■ **WHAT THE TASK REQUIRES**: Pictures stay out. Extract the lines below from the first one through the line with "const favorites = ['All", both included.

───── SOURCE MATERIAL ─────

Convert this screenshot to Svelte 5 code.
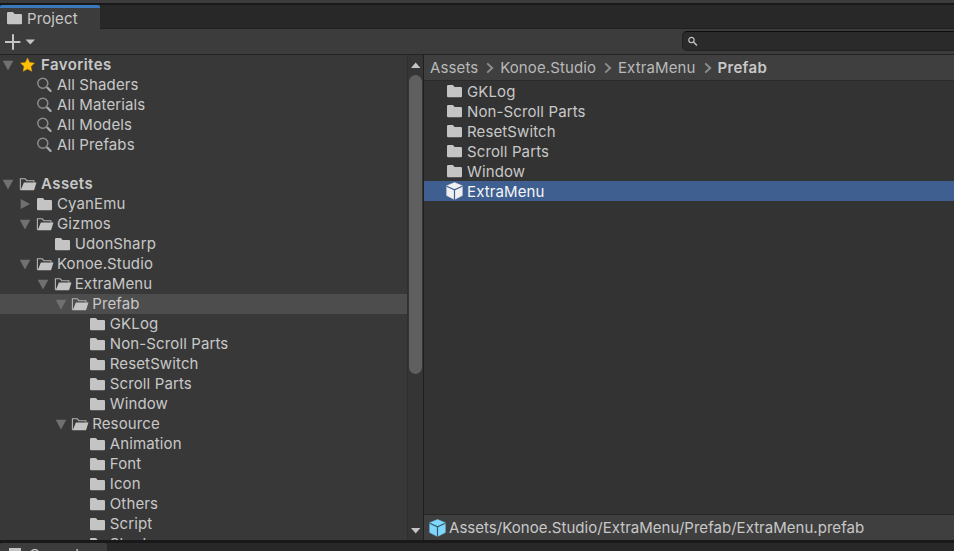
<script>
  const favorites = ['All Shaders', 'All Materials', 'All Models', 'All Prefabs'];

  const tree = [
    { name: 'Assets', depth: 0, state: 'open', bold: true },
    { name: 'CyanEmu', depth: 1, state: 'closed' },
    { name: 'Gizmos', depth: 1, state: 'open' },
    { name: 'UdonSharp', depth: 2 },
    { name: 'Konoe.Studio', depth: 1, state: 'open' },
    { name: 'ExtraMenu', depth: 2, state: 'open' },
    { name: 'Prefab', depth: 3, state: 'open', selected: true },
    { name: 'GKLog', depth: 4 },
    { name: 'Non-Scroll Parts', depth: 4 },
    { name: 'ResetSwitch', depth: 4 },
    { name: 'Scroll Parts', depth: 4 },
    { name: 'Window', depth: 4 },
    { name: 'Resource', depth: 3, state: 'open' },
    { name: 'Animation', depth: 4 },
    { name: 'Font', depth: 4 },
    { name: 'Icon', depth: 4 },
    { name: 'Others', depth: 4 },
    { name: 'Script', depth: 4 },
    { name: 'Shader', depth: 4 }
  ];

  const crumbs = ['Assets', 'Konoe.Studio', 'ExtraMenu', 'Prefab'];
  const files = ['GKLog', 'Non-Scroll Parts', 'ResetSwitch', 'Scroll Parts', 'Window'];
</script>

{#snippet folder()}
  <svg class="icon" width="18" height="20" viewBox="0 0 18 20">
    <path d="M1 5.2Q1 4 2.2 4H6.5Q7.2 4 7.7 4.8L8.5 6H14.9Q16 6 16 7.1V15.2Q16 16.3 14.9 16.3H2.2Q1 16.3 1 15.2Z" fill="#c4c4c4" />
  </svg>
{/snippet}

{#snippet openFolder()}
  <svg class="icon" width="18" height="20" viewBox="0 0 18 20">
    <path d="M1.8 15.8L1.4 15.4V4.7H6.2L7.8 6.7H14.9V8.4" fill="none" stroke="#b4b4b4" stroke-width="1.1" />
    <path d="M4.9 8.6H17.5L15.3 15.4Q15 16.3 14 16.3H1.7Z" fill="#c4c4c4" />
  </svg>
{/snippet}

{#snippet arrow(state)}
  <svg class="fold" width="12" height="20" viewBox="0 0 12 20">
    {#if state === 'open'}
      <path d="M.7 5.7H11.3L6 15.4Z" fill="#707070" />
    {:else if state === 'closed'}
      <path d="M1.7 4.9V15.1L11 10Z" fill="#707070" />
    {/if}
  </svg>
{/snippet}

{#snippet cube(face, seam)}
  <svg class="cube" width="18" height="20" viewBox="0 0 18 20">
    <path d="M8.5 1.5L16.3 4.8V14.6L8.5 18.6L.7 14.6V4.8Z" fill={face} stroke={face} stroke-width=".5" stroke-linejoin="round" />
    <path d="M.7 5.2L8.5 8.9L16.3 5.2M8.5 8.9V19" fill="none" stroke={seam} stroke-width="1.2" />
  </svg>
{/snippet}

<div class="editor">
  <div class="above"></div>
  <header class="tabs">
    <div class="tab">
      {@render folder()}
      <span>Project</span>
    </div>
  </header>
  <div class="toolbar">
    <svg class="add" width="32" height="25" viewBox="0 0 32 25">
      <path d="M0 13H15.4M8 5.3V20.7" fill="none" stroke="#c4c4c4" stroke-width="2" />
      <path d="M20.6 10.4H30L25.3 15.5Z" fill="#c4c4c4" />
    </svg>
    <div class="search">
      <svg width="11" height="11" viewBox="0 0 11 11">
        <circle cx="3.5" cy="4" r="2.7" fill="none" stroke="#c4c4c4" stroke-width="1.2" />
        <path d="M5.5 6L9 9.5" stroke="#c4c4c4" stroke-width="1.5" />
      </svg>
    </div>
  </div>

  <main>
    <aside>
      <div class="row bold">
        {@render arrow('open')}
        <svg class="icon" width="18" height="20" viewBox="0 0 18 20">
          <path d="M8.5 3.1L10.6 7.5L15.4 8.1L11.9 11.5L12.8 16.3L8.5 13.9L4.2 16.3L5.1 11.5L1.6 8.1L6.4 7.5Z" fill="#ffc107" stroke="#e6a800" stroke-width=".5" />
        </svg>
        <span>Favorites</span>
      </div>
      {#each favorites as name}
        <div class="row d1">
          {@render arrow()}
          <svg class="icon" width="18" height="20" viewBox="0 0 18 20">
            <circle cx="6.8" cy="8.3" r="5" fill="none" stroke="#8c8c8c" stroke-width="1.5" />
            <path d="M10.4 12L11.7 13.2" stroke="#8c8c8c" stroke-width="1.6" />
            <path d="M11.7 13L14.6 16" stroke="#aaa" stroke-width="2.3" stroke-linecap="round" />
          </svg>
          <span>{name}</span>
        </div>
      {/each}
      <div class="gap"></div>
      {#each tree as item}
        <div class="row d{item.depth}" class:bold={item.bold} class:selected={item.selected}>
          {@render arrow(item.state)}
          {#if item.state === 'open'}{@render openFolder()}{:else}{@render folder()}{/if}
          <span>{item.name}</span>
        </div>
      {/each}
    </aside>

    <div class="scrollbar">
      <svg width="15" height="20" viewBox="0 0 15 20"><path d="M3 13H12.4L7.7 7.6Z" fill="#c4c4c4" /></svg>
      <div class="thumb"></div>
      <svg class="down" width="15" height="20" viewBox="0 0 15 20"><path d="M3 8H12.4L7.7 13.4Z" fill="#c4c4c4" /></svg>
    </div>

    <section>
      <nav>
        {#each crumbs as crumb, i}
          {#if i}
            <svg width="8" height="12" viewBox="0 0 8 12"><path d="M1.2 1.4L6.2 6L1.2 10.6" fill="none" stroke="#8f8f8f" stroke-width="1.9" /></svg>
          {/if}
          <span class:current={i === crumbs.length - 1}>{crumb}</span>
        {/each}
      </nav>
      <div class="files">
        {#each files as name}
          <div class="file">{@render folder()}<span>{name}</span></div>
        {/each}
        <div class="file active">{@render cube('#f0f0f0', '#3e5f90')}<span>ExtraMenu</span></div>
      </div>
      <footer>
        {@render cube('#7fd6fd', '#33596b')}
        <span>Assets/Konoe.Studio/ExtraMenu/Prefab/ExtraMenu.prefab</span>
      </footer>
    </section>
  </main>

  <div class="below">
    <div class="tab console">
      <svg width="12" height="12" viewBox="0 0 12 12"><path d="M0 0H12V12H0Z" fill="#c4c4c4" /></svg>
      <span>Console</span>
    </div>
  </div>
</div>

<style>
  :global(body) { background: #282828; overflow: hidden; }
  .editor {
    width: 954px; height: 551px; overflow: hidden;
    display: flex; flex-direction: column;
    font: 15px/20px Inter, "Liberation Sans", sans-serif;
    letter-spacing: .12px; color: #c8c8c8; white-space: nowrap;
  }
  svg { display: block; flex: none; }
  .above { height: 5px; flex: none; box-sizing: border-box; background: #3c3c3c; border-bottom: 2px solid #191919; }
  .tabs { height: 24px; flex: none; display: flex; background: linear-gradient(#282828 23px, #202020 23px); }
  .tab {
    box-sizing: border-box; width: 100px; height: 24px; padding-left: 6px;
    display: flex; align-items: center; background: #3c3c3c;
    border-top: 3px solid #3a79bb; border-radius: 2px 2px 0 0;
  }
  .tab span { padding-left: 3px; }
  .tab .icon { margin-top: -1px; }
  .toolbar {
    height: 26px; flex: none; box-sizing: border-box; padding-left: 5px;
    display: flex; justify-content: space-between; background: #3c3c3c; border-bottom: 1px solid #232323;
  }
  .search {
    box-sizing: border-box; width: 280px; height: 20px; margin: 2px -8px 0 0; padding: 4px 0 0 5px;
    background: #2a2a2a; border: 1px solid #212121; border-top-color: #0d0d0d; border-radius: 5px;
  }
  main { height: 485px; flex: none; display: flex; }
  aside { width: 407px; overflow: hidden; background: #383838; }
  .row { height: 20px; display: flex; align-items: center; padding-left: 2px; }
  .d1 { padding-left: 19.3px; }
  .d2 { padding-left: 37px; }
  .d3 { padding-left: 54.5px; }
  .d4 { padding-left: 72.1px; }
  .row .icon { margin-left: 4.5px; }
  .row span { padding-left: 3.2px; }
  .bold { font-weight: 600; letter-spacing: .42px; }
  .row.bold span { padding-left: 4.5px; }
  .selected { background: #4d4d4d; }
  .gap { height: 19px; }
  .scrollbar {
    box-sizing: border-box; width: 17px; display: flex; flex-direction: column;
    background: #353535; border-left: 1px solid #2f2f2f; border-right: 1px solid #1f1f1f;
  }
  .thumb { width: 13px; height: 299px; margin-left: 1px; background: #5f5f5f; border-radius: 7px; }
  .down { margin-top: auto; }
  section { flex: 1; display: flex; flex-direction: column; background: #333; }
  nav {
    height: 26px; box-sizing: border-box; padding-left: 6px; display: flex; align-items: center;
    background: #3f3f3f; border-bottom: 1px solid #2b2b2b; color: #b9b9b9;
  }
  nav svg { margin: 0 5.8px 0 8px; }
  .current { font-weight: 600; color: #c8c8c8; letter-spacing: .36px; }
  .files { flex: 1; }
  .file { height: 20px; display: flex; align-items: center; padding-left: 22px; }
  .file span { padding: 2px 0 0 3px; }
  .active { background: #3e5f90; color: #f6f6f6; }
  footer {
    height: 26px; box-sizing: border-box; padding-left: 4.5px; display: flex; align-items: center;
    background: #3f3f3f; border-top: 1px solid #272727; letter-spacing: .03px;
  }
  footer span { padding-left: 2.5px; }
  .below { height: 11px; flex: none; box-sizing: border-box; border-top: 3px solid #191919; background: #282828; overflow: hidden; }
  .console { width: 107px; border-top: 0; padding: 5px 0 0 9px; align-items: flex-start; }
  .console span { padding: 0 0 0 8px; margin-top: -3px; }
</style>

─────

■ **THE REPLY**:
Convert this screenshot to Svelte 5 code.
<script>
  const favorites = ['All Shaders', 'All Materials', 'All Models', 'All Prefabs'];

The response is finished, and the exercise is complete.